Ray Ball studies corporate disclosure, earnings and stock prices, international accounting and finance, market efficiency and investment strategies. He is coauthor of “An Empirical Evaluation of Accounting Income Numbers,” an article published in the Journal of Accounting Research in 1968 that won the American Accounting Association’s inaugural award for seminal contributions in account literature. This article revolutionized the understanding of the impact of corporate disclosure on share prices, and of earnings releases in particular. It laid the foundation for much of the modern accounting literature. Ball also is the author of “Anomalies in Relationships between Securities’ Yields and Yield surrogates,” published in the Journal of Financial Economics in 1978, the first academic reference to systematic anomalies in the theory of efficient markets.

Ball is a member of the Board of Trustees of Harbor Funds and Chair of its Audit Committee. He also serves on the Advisory Group for the Financial Reporting Faculty of the Institute of Chartered Accountants in England and Wales (ICAEW). He has served on the Financial Accounting Standards Advisory Council (FASAC) of the Financial Accounting Standards Board (FASB), and on the Shadow Financial Regulation Committee.

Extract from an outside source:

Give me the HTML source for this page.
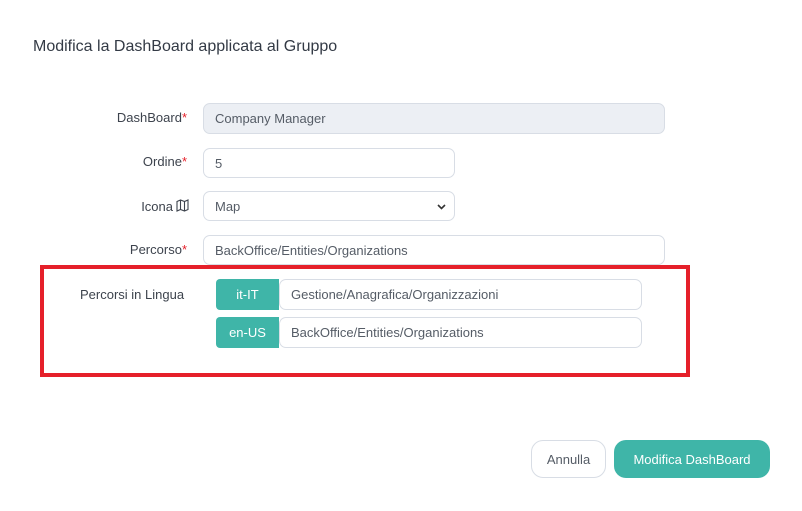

Ball served as the Wesray Professor in Business Administration at the William E. Simon Graduate School of Business Administration at the University of Rochester prior to rejoining Chicago Booth in 2000. He has served as a professor at the European Institute for Advanced Studies in Management, and has taught at the London Business School, the Australian Graduate School of Management, and the University of Queensland.

He received a bachelor’s degree in accounting from the University of New South Wales in Australia, and an MBA in 1968 and a PhD in economics in 1972 from Chicago Booth. Ball was awarded honorary degrees by the Helsinki School of Economics, the Katholieke Universiteit Leuven, the University of Queensland, the University of London, and the University of New South Wales. He was elected to the Accounting Hall of Fame in 2009. The American Accounting Association honored him as its 2012 Presidential Scholar (together with Philip Brown) and in 2014 with its FARS Lifetime Achievement Award. In 2015, the Institute of Chartered Accountants in England and Wales made him its eighth Honorary Member.

His interests include reading, cooking, wine, and clocks. Ball has been a Chicago Bulls fan for over 40 years.